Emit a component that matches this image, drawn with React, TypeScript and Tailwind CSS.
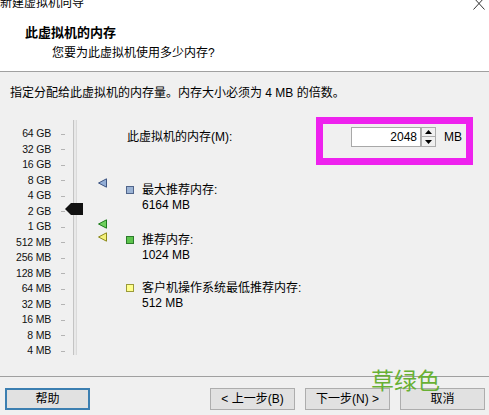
import React from 'react'

const labels = ['64 GB', '32 GB', '16 GB', '8 GB', '4 GB', '2 GB', '1 GB', '512 MB', '256 MB', '128 MB', '64 MB', '32 MB', '16 MB', '8 MB', '4 MB']

// left-pointing marker triangle on the memory scale
const Marker: React.FC<{ top: string; fill: string; stroke: string }> = ({ top, fill, stroke }) => (
  <svg width="10" height="10" viewBox="0 0 10 10" className={`absolute left-[98px] ${top}`}>
    <polygon points="0.5,5 8.5,0.8 8.5,9.2" fill={fill} stroke={stroke} strokeWidth="1" />
  </svg>
)

const LegendItem: React.FC<{ square: string; title: string; value: string; className?: string }> = ({ square, title, value, className }) => (
  <div className={`flex ${className ?? ''}`}>
    <div className={`w-[8px] h-[8px] mt-[3px] border ${square}`} />
    <div className="ml-[8px] leading-[15px]">
      <div>{title}</div>
      <div>{value}</div>
    </div>
  </div>
)

const Button: React.FC<{ children: React.ReactNode; focused?: boolean }> = ({ children, focused }) => (
  <button
    className={`w-[85px] h-[22px] bg-[#e1e1e1] text-[12px] leading-none ${focused ? 'border-2 border-[#3c7fb1]' : 'border border-[#adadad]'}`}
  >
    {children}
  </button>
)

const App: React.FC = () => {
  return (
    <div className="w-[489px] h-[415px] bg-[#f0f0f0] relative overflow-hidden text-[12px] text-black font-['Liberation_Sans','Noto_Sans_CJK_SC',sans-serif]">
      {/* Header */}
      <div className="h-[75px] bg-white border-b border-[#a0a0a0] relative">
        <div className="mt-[-3px] leading-[12px] text-[12px]">新建虚拟机向导</div>
        <svg width="14" height="14" viewBox="0 0 14 14" className="absolute left-[472px] top-0">
          <path d="M1.5 0.5 L12.5 12.5 M12.5 0.5 L1.5 12.5" stroke="#333" strokeWidth="1" fill="none" />
        </svg>
        <div className="mt-[16px] pl-[25px] text-[13px] font-bold leading-[16px]">此虚拟机的内存</div>
        <div className="mt-[4px] pl-[52px] leading-[16px]">您要为此虚拟机使用多少内存?</div>
      </div>

      <div className="mt-[13px] pl-[10px] leading-[16px]">指定分配给此虚拟机的内存量。内存大小必须为 4 MB 的倍数。</div>

      {/* Main area */}
      <div className="mt-[20px] h-[240px] flex">
        {/* Scale */}
        <div className="relative w-[126px] h-[240px]">
          <div className="pt-[5.25px] w-[65px]">
            {labels.map((l) => (
              <div key={l} className="h-[15.5px] flex items-center justify-end text-[10.5px] tracking-[-0.2px] text-[#111]">
                <span>{l}</span>
                <span className="ml-[10px] w-[4px] h-px bg-[#b4b4b4]" />
              </div>
            ))}
          </div>
          <div className="absolute left-[73px] top-[-1px] w-[4px] h-[235px] bg-[#e8e8e8] border-l border-[#c4c4c4] border-r border-r-[#dadada]" />
          <svg width="18" height="12" viewBox="0 0 18 12" className="absolute left-[65px] top-[82px]">
            <polygon points="0,6 6,0 18,0 18,12 6,12" fill="#111" />
          </svg>
          <Marker top="top-[57px]" fill="#93aed6" stroke="#3f5683" />
          <Marker top="top-[98px]" fill="#6fd05e" stroke="#1f7d1f" />
          <Marker top="top-[111px]" fill="#f4f07c" stroke="#8d8a1c" />
        </div>

        {/* Right side */}
        <div className="flex-1">
          <div className="mt-[6px] h-[20px] flex items-center">
            <div className="w-[225px] pl-[1px]">此虚拟机的内存(M):</div>
            <div className="w-[70px] h-[20px] bg-white border border-[#a8a8a8] flex items-center justify-end pr-[3px]">2048</div>
            <div className="w-[15px] h-[20px] flex flex-col">
              <div className="h-[10px] border border-[#acacac] bg-[#f0f0f0] flex items-center justify-center">
                <svg width="7" height="4" viewBox="0 0 7 4"><polygon points="0,4 3.5,0 7,4" fill="#000" /></svg>
              </div>
              <div className="h-[10px] border border-t-0 border-[#acacac] bg-[#f0f0f0] flex items-center justify-center">
                <svg width="7" height="4" viewBox="0 0 7 4"><polygon points="0,0 7,0 3.5,4" fill="#000" /></svg>
              </div>
            </div>
            <div className="ml-[8px]">MB</div>
          </div>

          <LegendItem className="mt-[36px]" square="bg-[#9bb3d4] border-[#50648a]" title="最大推荐内存:" value="6164 MB" />
          <LegendItem className="mt-[20px]" square="bg-[#5cc44c] border-[#2b7a2b]" title="推荐内存:" value="1024 MB" />
          <LegendItem className="mt-[18px]" square="bg-[#ffff8c] border-[#9a9a3a]" title="客户机操作系统最低推荐内存:" value="512 MB" />
        </div>
      </div>

      {/* Footer */}
      <div className="mt-[15px] border-t border-[#a0a0a0]" />
      <div className="mt-[11px] flex pl-[5px] pr-[4px]">
        <Button focused>帮助</Button>
        <div className="ml-auto flex gap-[10px]">
          <Button>&lt; 上一步(B)</Button>
          <Button>下一步(N) &gt;</Button>
          <Button>取消</Button>
        </div>
      </div>

      {/* Annotation overlays */}
      <div className="absolute left-[316px] top-[117px] w-[157px] h-[48px] border-[7px] border-[#ee22ee]" />
      <div className="absolute left-[371px] top-[366px] text-[23px] leading-[26px] text-[#68b034] font-['Noto_Sans_CJK_SC',sans-serif]">草绿色</div>
    </div>
  )
}

export default App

====

Task goal
Would you reproduce the lines above, from the very first through the line containing "const labels = ['64", exactly and without the pictures?

The result
Emit a component that matches this image, drawn with React, TypeScript and Tailwind CSS.
import React from 'react'

const labels = ['64 GB', '32 GB', '16 GB', '8 GB', '4 GB', '2 GB', '1 GB', '512 MB', '256 MB', '128 MB', '64 MB', '32 MB', '16 MB', '8 MB', '4 MB']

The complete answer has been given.